University of Minnesota
Institute of Technology
http://www.it.umn.edu
612-624-2006
myU OneStop


 

Electrical and Computer Engineering

Predictive Data Modeling and The Nature of Scientific Discovery

Vladimir Cherkassky
University of Minnesota
Electrical and Computer Engineering

 

Scientific discovery involves interaction between two major components:
     • Facts, or observations of the Real World (or Nature);
     • Scientific theories (models), i.e. mental constructs, explaining this observed data.
In classical science, the primary role belongs to a well-defined scientific hypothesis which
drives data collection and generation. So experimental data is simply used to confirm or
refute a scientific theory.

In late twentieth century, the balance between facts and models in scientific research has
totally shifted, due to growing use of digital technology for data collection and recording. 
Nowadays, there is an abundance of available data describing physical, biological and
social systems. Several new technologies, such as machine learning and data mining,
hold promise of ‘discovering’ new knowledge hidden in the sea of data. Much of recent
research in life sciences is data-driven, i.e. when researchers try to establish ‘associations’
between certain genetic variables and a disease. This is completely different from the
classical approach to scientific discovery. Whereas many machine learning and statistical
methods can easily detect correlations present in empirical data, it is not clear whether
such dependencies constitute new biological knowledge. This is known as the problem
of demarcation in the philosophy of science, i.e. differentiating between true scientific
theories and metaphysical theories (beliefs).


Knowledge that can be extracted from empirical data is statistical in nature, as opposed
to deterministic first-principle knowledge in classical science. Modern science is mainly
about such an empirical knowledge, yet there seems to be no clear demarcation between
true empirical knowledge and beliefs (supported by empirical data).

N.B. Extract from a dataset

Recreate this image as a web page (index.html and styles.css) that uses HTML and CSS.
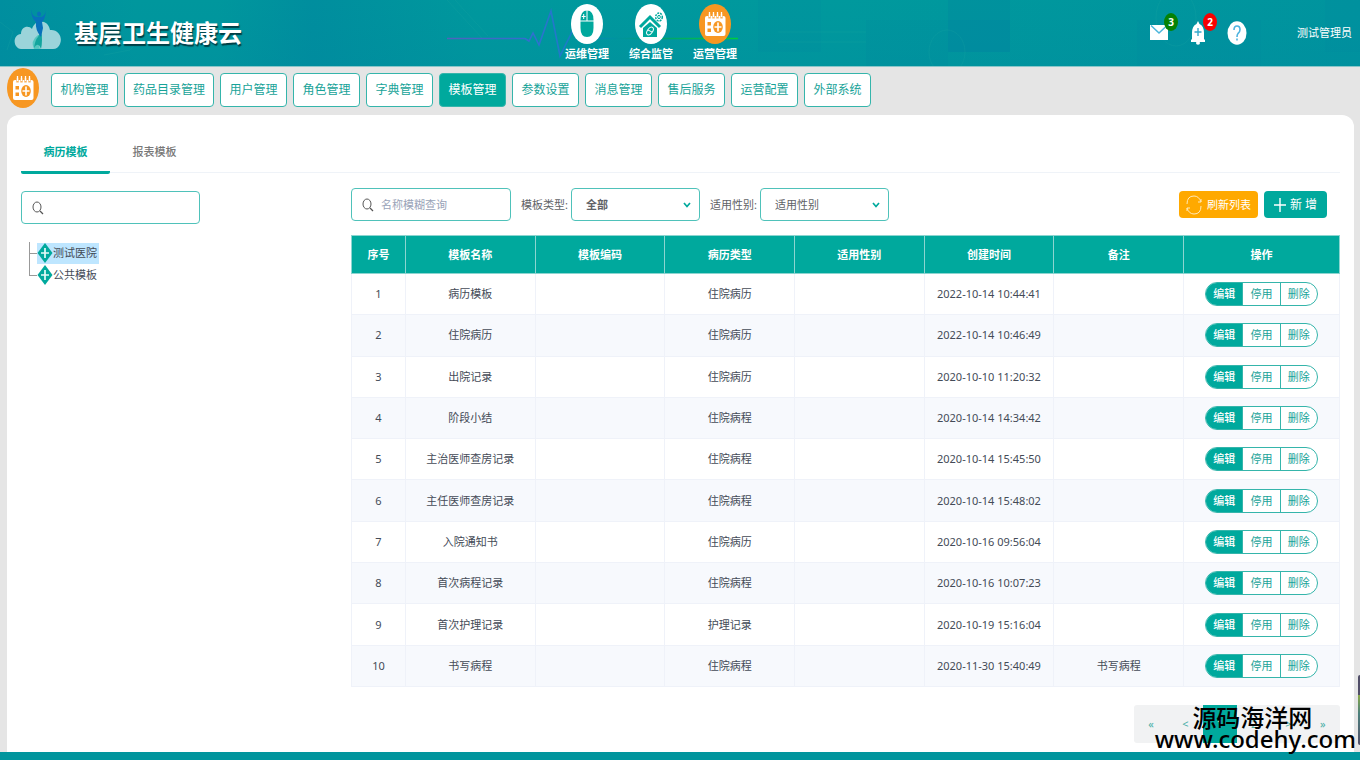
FILE: index.html
```html
<!DOCTYPE html>
<html lang="zh-CN">
<head>
<meta charset="utf-8">
<title>基层卫生健康云</title>
<link rel="stylesheet" href="styles.css">
</head>
<body>
<svg class="defs" aria-hidden="true">
  <symbol id="calendar" viewBox="0 0 32 40" preserveAspectRatio="none">
    <ellipse cx="16" cy="20" rx="16" ry="20" fill="#f79722"/>
    <path d="M8 12H24.500Q26.500 12 26.500 14V30Q26.500 32 24.500 32H8Q6 32 6 30V14Q6 12 8 12Z" fill="#fff"/>
    <path d="M10.500 10V14.500M14.500 10V14.500M18.500 10V14.500M22.500 10V14.500" stroke="#f9b25c" stroke-width="2.400"/>
    <path d="M10.500 8V13M14.500 8V13M18.500 8V13M22.500 8V13" stroke="#fff" stroke-width="1.300"/>
    <path d="M8.500 18H12V21.500H8.500ZM8.500 24.500H12V28H8.500Z" fill="#f79722"/>
    <ellipse cx="19" cy="23" rx="4.800" ry="6" fill="#f79722"/>
    <path d="M19 18.500V27.500M15.500 23H22.500" stroke="#fff" stroke-width="1.600"/>
  </symbol>
  <symbol id="search" viewBox="0 0 12 14"><ellipse cx="5" cy="6" rx="4" ry="5" fill="none" stroke="#555" stroke-width="1"/><path d="M8 10L11 13" stroke="#555" stroke-width="1.200"/></symbol>
  <symbol id="diamond" viewBox="0 0 16 20"><path d="M8 0L15.500 10L8 20L0.500 10Z" fill="#00a99d"/><path d="M8 5V15M4 10H12" stroke="#e3faf8" stroke-width="1.700"/></symbol>
  <symbol id="chevron" viewBox="0 0 8 6"><path d="M1 1L4 4.500L7 1" fill="none" stroke="#00a99d" stroke-width="1.700"/></symbol>
</svg>

<header class="header">
  <svg class="header-art" viewBox="0 0 1360 66" preserveAspectRatio="none" aria-hidden="true">
    <defs>
      <linearGradient id="base"><stop offset="0" stop-color="#008f9f"/><stop offset=".1" stop-color="#00979d"/><stop offset=".16" stop-color="#00979d"/><stop offset=".23" stop-color="#008e9e"/><stop offset=".35" stop-color="#00989d"/><stop offset=".62" stop-color="#00999d"/><stop offset="1" stop-color="#00949e"/></linearGradient>
      <linearGradient id="pulse" gradientUnits="userSpaceOnUse" x1="447" y1="0" x2="738" y2="0"><stop offset="0" stop-color="#4f63bd"/><stop offset=".3" stop-color="#2f70d0"/><stop offset=".42" stop-color="#1a7cc8"/><stop offset=".55" stop-color="#0090a8"/><stop offset=".75" stop-color="#00a46d"/><stop offset="1" stop-color="#00cf3b"/></linearGradient>
      <linearGradient id="shade" x2="0" y2="1"><stop offset="0" stop-color="#0083a0" stop-opacity="0"/><stop offset="1" stop-color="#0083a0" stop-opacity=".2"/></linearGradient>
    </defs>
    <rect width="1360" height="66" fill="url(#base)"/>
    <rect width="1360" height="66" fill="url(#shade)"/>
    <path d="M758 0H821V52H758ZM866 20H948V66H866ZM1137 20H1261V66H1137ZM1325 0H1360V52H1325Z" fill="#0080a0" opacity=".13"/>
    <path d="M948 0H1010V20H948Z" fill="#0080a0" opacity=".22"/>
    <path d="M948 20H1010V52H948Z" fill="#0080a0" opacity=".4"/>
    <g fill="none" stroke="#20aaa5" opacity=".22"><path d="M447 0L482 38M455 0L488 36M0 22L13 32L7 50M104 55L130 50L139 40M778 32H866M778 42H866"/><ellipse cx="947" cy="52" rx="18" ry="22"/><ellipse cx="1176" cy="18" rx="20" ry="28"/></g>
    <path d="M447 38.500H525L529 41L533 33L539 45L551 11L560 56L573 30L578 38.500H738" fill="none" stroke="url(#pulse)" stroke-width="1.600"/>
  </svg>
  <div class="brand">
    <svg class="logo" viewBox="0 0 48 42" aria-hidden="true"><path d="M7 40C-1 39-2 26 7 25C7 17 15 16 18 20C21 10 34 10 36 21C44 20 49 28 46 35Q44 40 39 40Z" fill="#9bd4da"/><path d="M24 26Q16 32 20 40H26Q23 33 28 26Z" fill="#55c6c0"/><path d="M27 22Q29 31 27 40Q24 32 20 39Q21 31 24 28Z" fill="#12a59e"/><path d="M17 0Q18 8 23 8H27Q31 7 32 1Q31 11 28 13L29 19L27 28Q21 21 22 13Q17 9 17 0Z" fill="#0871bb"/><ellipse cx="25" cy="5" rx="2" ry="2.500" fill="#0871bb"/></svg>
    <h1>基层卫生健康云</h1>
  </div>
  <nav class="systems" aria-label="系统">
    <a href="#"><svg viewBox="0 0 32 40" aria-hidden="true"><ellipse cx="16" cy="20" rx="16" ry="20" fill="#fff"/><path d="M9.500 16Q9.500 6.500 16 6.500Q22.500 6.500 22.500 16V24Q22.500 33 16 33Q9.500 33 9.500 24Z" fill="#00a89d"/><path d="M9 17H23M16 6V17" stroke="#fff"/><path d="M12.700 10V15M10.700 12.500H14.700" stroke="#fff"/></svg><span>运维管理</span></a>
    <a href="#"><svg viewBox="0 0 32 40" aria-hidden="true"><ellipse cx="16" cy="20" rx="16" ry="20" fill="#fff"/><path d="M5 23L15 13L25 23" fill="none" stroke="#00a89d" stroke-width="3"/><path d="M8 24L15 18L22 24V33H8Z" fill="#00a89d"/><ellipse cx="15" cy="27" rx="2.500" ry="4.500" fill="none" stroke="#fff" transform="rotate(35 15 27)"/><path d="M13 26L17 28" stroke="#fff"/><ellipse cx="24" cy="13" rx="3.300" ry="4" fill="none" stroke="#00a89d" stroke-width="1.500" stroke-dasharray="2 1"/><ellipse cx="24" cy="13" rx="1.300" ry="1.700" fill="none" stroke="#00a89d"/></svg><span>综合监管</span></a>
    <a href="#"><svg aria-hidden="true"><use href="#calendar"/></svg><span>运营管理</span></a>
  </nav>
  <div class="account">
    <button class="notice" aria-label="消息"><svg viewBox="0 0 20 24" aria-hidden="true"><path d="M1 4H19V19H1Z" fill="#fff"/><path d="M2 4.500L10 12L18 4.500" fill="none" stroke="#4db6dc" stroke-width="1.500"/></svg><b class="badge green">3</b></button>
    <button class="notice" aria-label="提醒"><svg viewBox="0 0 20 24" aria-hidden="true"><path d="M10 0L11.500 3Q16 5 16 12V18L17 19V21H3V19L4 18V12Q4 5 8.500 3Z" fill="#fff"/><ellipse cx="10" cy="22" rx="2" ry="1.800" fill="#fff"/><path d="M10 7V15M6.500 11H13.500" stroke="#36a9cc" stroke-width="1.400"/></svg><b class="badge red">2</b></button>
    <button class="notice" aria-label="帮助"><svg viewBox="0 0 20 24" aria-hidden="true"><ellipse cx="10" cy="12" rx="9.500" ry="11.800" fill="#fff"/><path d="M7 9Q7 5 10 5Q13 5 13 8.500Q13 11 11 12.500Q10 13.500 10 16M10 17.500V19.500" fill="none" stroke="#4db3df" stroke-width="1.600"/></svg></button>
    <span class="user">测试管理员</span>
  </div>
</header>

<nav class="modules" aria-label="模块">
  <svg class="module-icon" aria-hidden="true"><use href="#calendar"/></svg>
  <button>机构管理</button><button>药品目录管理</button><button>用户管理</button><button>角色管理</button><button>字典管理</button><button class="active">模板管理</button><button>参数设置</button><button>消息管理</button><button>售后服务</button><button>运营配置</button><button>外部系统</button>
</nav>

<main class="panel">
  <div class="tabs"><button class="tab active">病历模板</button><button class="tab">报表模板</button></div>
  <div class="content">
    <aside class="side">
      <div class="search"><svg aria-hidden="true"><use href="#search"/></svg><input type="text" aria-label="搜索模板机构"></div>
      <ul class="tree">
        <li><a class="selected" href="#"><svg aria-hidden="true"><use href="#diamond"/></svg>测试医院</a></li>
        <li><a href="#"><svg aria-hidden="true"><use href="#diamond"/></svg>公共模板</a></li>
      </ul>
    </aside>
    <section class="list">
      <div class="filters">
        <div class="search"><svg aria-hidden="true"><use href="#search"/></svg><input type="text" placeholder="名称模糊查询" aria-label="名称模糊查询"></div>
        <div class="field"><label for="kind">模板类型:</label><div class="picker"><select id="kind" class="chosen"><option>全部</option></select><svg aria-hidden="true"><use href="#chevron"/></svg></div></div>
        <div class="field"><label for="sex">适用性别:</label><div class="picker"><select id="sex"><option>适用性别</option></select><svg aria-hidden="true"><use href="#chevron"/></svg></div></div>
        <div class="commands">
          <button class="refresh"><svg viewBox="0 0 16 20" aria-hidden="true"><path d="M1 9Q1 1 8 1Q13 1 15 7M15 11Q15 19 8 19Q3 19 1 13M12 7H15V4M4 13H1V16" fill="none" stroke="#ffe9b8"/></svg>刷新列表</button>
          <button class="add"><svg viewBox="0 0 12 16" aria-hidden="true"><path d="M6 1V15M0 8H12" stroke="#fff" stroke-width="1.400"/></svg>新 增</button>
        </div>
      </div>
      <table class="records">
        <colgroup><col class="c-index"><col class="c-data"><col class="c-data"><col class="c-data"><col class="c-data"><col class="c-data"><col class="c-data"><col class="c-action"></colgroup>
        <thead><tr><th>序号</th><th>模板名称</th><th>模板编码</th><th>病历类型</th><th>适用性别</th><th>创建时间</th><th>备注</th><th>操作</th></tr></thead>
        <tbody>
          <tr><td>1</td><td>病历模板</td><td></td><td>住院病历</td><td></td><td>2022-10-14 10:44:41</td><td></td><td><div class="actions"><button>编辑</button><button>停用</button><button>删除</button></div></td></tr>
          <tr><td>2</td><td>住院病历</td><td></td><td>住院病历</td><td></td><td>2022-10-14 10:46:49</td><td></td><td><div class="actions"><button>编辑</button><button>停用</button><button>删除</button></div></td></tr>
          <tr><td>3</td><td>出院记录</td><td></td><td>住院病历</td><td></td><td>2020-10-10 11:20:32</td><td></td><td><div class="actions"><button>编辑</button><button>停用</button><button>删除</button></div></td></tr>
          <tr><td>4</td><td>阶段小结</td><td></td><td>住院病程</td><td></td><td>2020-10-14 14:34:42</td><td></td><td><div class="actions"><button>编辑</button><button>停用</button><button>删除</button></div></td></tr>
          <tr><td>5</td><td>主治医师查房记录</td><td></td><td>住院病程</td><td></td><td>2020-10-14 15:45:50</td><td></td><td><div class="actions"><button>编辑</button><button>停用</button><button>删除</button></div></td></tr>
          <tr><td>6</td><td>主任医师查房记录</td><td></td><td>住院病程</td><td></td><td>2020-10-14 15:48:02</td><td></td><td><div class="actions"><button>编辑</button><button>停用</button><button>删除</button></div></td></tr>
          <tr><td>7</td><td>入院通知书</td><td></td><td>住院病历</td><td></td><td>2020-10-16 09:56:04</td><td></td><td><div class="actions"><button>编辑</button><button>停用</button><button>删除</button></div></td></tr>
          <tr><td>8</td><td>首次病程记录</td><td></td><td>住院病程</td><td></td><td>2020-10-16 10:07:23</td><td></td><td><div class="actions"><button>编辑</button><button>停用</button><button>删除</button></div></td></tr>
          <tr><td>9</td><td>首次护理记录</td><td></td><td>护理记录</td><td></td><td>2020-10-19 15:16:04</td><td></td><td><div class="actions"><button>编辑</button><button>停用</button><button>删除</button></div></td></tr>
          <tr><td>10</td><td>书写病程</td><td></td><td>住院病程</td><td></td><td>2020-11-30 15:40:49</td><td>书写病程</td><td><div class="actions"><button>编辑</button><button>停用</button><button>删除</button></div></td></tr>
        </tbody>
      </table>
      <nav class="pages" aria-label="分页"><button>«</button><button>&lt;</button><button class="current">1</button><button>2</button><button>&gt;</button><button>»</button></nav>
    </section>
  </div>
</main>
<footer class="footer"></footer>
<div class="scroll-thumb"></div>
<div class="watermark"><span>源码海洋网</span><span>www.codehy.com</span></div>
</body>
</html>
```

FILE: styles.css
```css
* { box-sizing: border-box; }
body {
  margin: 0;
  min-height: 100vh;
  display: flex;
  flex-direction: column;
  background: #e5e5e5;
  color: #444b57;
  font: 11px/20px "Noto Sans", "Noto Sans CJK SC", sans-serif;
}
button, input, select { font: inherit; color: inherit; margin: 0; }
button { cursor: pointer; border: 0; padding: 0; background: none; }
a { color: inherit; text-decoration: none; }
svg { display: block; flex: none; }
.defs { position: absolute; width: 0; height: 0; }

.header {
  position: relative;
  display: grid;
  grid-template-columns: 1fr auto 1fr;
  height: 67px;
  border-bottom: 1px solid #8ac6c9;
  color: #fff;
}
.header-art { position: absolute; inset: 0; width: 100%; height: 100%; }
.brand, .systems, .account { position: relative; }
.brand { display: flex; align-items: center; gap: 12px; padding-left: 14px; }
.logo { width: 48px; height: 42px; margin-bottom: 6px; }
.brand h1 { margin: 0; font-size: 24px; line-height: 32px; font-weight: 700; text-shadow: 1px 2px 1px #003f46; }
.systems { display: flex; gap: 4px; margin-right: 58px; padding-top: 4px; }
.systems a { width: 60px; display: flex; flex-direction: column; align-items: center; font-weight: 700; }
.systems svg { width: 32px; height: 40px; }
.account { display: flex; align-items: center; justify-content: flex-end; gap: 19px; padding-right: 8px; }
.notice { position: relative; }
.notice svg { width: 20px; height: 24px; }
.badge {
  position: absolute;
  left: 15px;
  top: -8px;
  width: 14px;
  height: 18px;
  border-radius: 50%;
  font-size: 10px;
  line-height: 18px;
  color: #fff;
}
.green { background: #058205; }
.red { background: #f80000; }
.user { margin-left: 31px; }

.modules { display: flex; align-items: center; gap: 6px; height: 48px; padding: 0 7px 2px; }
.module-icon { width: 32px; height: 40px; margin: 0 6px 4px 0; }
.modules button {
  min-width: 67px;
  height: 34px;
  padding: 0 8px;
  border: 1px solid #35b5ab;
  border-radius: 4px;
  background: #fff;
  color: #17a398;
  font-size: 12px;
}
.modules .active { background: #00a99d; color: #fff; }

.panel { flex: 1; margin: 0 6px 0 7px; padding: 0 14px 9px; border-radius: 12px 12px 0 0; background: #fff; }
.tabs { display: flex; height: 58px; border-bottom: 1px solid #eff3f8; }
.tab { width: 89px; height: 59px; padding-top: 17px; border-bottom: 3px solid transparent; color: #777; font-weight: 500; }
.tab.active { border-color: #00a99d; border-radius: 2px; color: #00a99d; font-weight: 700; }
.content { display: flex; padding-top: 15px; }
.side { flex: 0 0 330px; padding-top: 3px; }
.search {
  display: flex;
  align-items: center;
  gap: 6px;
  width: 160px;
  height: 33px;
  padding: 0 10px;
  border: 1px solid #4fc2ba;
  border-radius: 4px;
}
.search svg { width: 12px; height: 14px; }
.search input { flex: 1; min-width: 0; border: 0; padding: 0; outline: 0; background: none; }
.search input::placeholder { color: #99a3b8; opacity: 1; }
.side .search { width: 179px; }

.tree { position: relative; list-style: none; margin: 18px 0 0 8px; padding: 0; }
.tree li { display: flex; align-items: center; height: 22px; }
.tree li::before { content: ""; width: 7px; height: 22px; border-left: 1px solid #999; background: linear-gradient(#999, #999) 0 11px / 7px 1px no-repeat; }
.tree li:last-child::before { height: 11px; align-self: flex-start; border-bottom: 1px solid #999; background: none; }
.tree a { display: flex; align-items: center; height: 21px; padding-right: 2px; }
.tree svg { width: 16px; height: 20px; }
.tree .selected { background: #bee6ff; }

.list { flex: 1; min-width: 0; }
.filters { display: flex; align-items: center; gap: 10px; margin-bottom: 14px; }
.filters .search svg { margin-right: 1px; }
.field { display: flex; align-items: center; gap: 3px; color: #606266; }
.picker { position: relative; }
.picker select { appearance: none; width: 129px; height: 33px; padding: 0 30px 0 14px; border: 1px solid #4fc2ba; border-radius: 4px; background: #fff; }
.picker svg { position: absolute; right: 9px; top: 14px; width: 8px; height: 6px; pointer-events: none; }
.picker .chosen { font-weight: 700; }
.commands { display: flex; gap: 6px; margin-left: auto; padding-right: 13px; }
.commands button { display: flex; align-items: center; justify-content: center; height: 27px; border-radius: 4px; color: #fff; }
.refresh { gap: 5px; width: 79px; background: #ffa900; }
.refresh svg { width: 16px; height: 20px; }
.commands .add { gap: 4px; width: 63px; background: #00a99d; font-size: 12px; }
.add svg { width: 12px; height: 16px; }

.records { width: 100%; height: 452px; table-layout: fixed; border-collapse: collapse; text-align: center; }
.c-index { width: 54px; }
.c-action { width: 156px; }
.records th { height: 38px; padding: 0; border: 1px solid #8cd5d0; background: #00a99d; color: #fff; font-weight: 700; }
.records td { padding: 0; border: 1px solid #eff2f9; }
.records tbody tr:nth-child(even) { background: #f7f9fd; }
.actions { display: flex; width: 113px; height: 24px; margin: 0 auto; overflow: hidden; border: 1px solid #35b5ab; border-radius: 12px; background: #fff; }
.actions button { flex: 1; color: #17a398; line-height: 22px; }
.actions button + button { border-left: 1px solid #35b5ab; }
.actions button:first-child { background: #00a99d; color: #fff; font-weight: 500; }

.pages { display: flex; width: 206px; height: 38px; margin: 18px 0 0 auto; border-radius: 3px; background: #f1f2f3; }
.pages button { flex: 1; color: #4aafa8; }
.pages .current { background: #00a99d; color: #fff; }
.footer { height: 8px; background: #00959d; }
.scroll-thumb { position: absolute; right: 0; top: 675px; width: 2px; height: 70px; border-radius: 2px 0 0 2px; background: linear-gradient(#514e68 28%, #88a849 29%, #4c807d 55%, #524f69); }
.watermark { position: absolute; right: 4px; bottom: 11px; display: flex; flex-direction: column; align-items: center; color: #000; font-size: 24px; font-weight: 500; line-height: 21px; pointer-events: none; }
.watermark span:first-child { padding-right: 6px; }
```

My talk will discuss methodological issues important for predictive data modeling, i.e.,
     • first-principle knowledge, empirical knowledge and beliefs;
     • understanding of uncertainty and risk,
     • predictive data modeling,
     • interpretation of predictive models.
These methodological issues are closely related to philosophical ideas, dating back to
Plato and Aristotle. The main points will be illustrated by specific examples from an
on-going project on prediction of transplant-related mortality for bone-and-marrow transplant
patients, in collaboration with the University of Minnesota Medical School and the Mayo Clinic.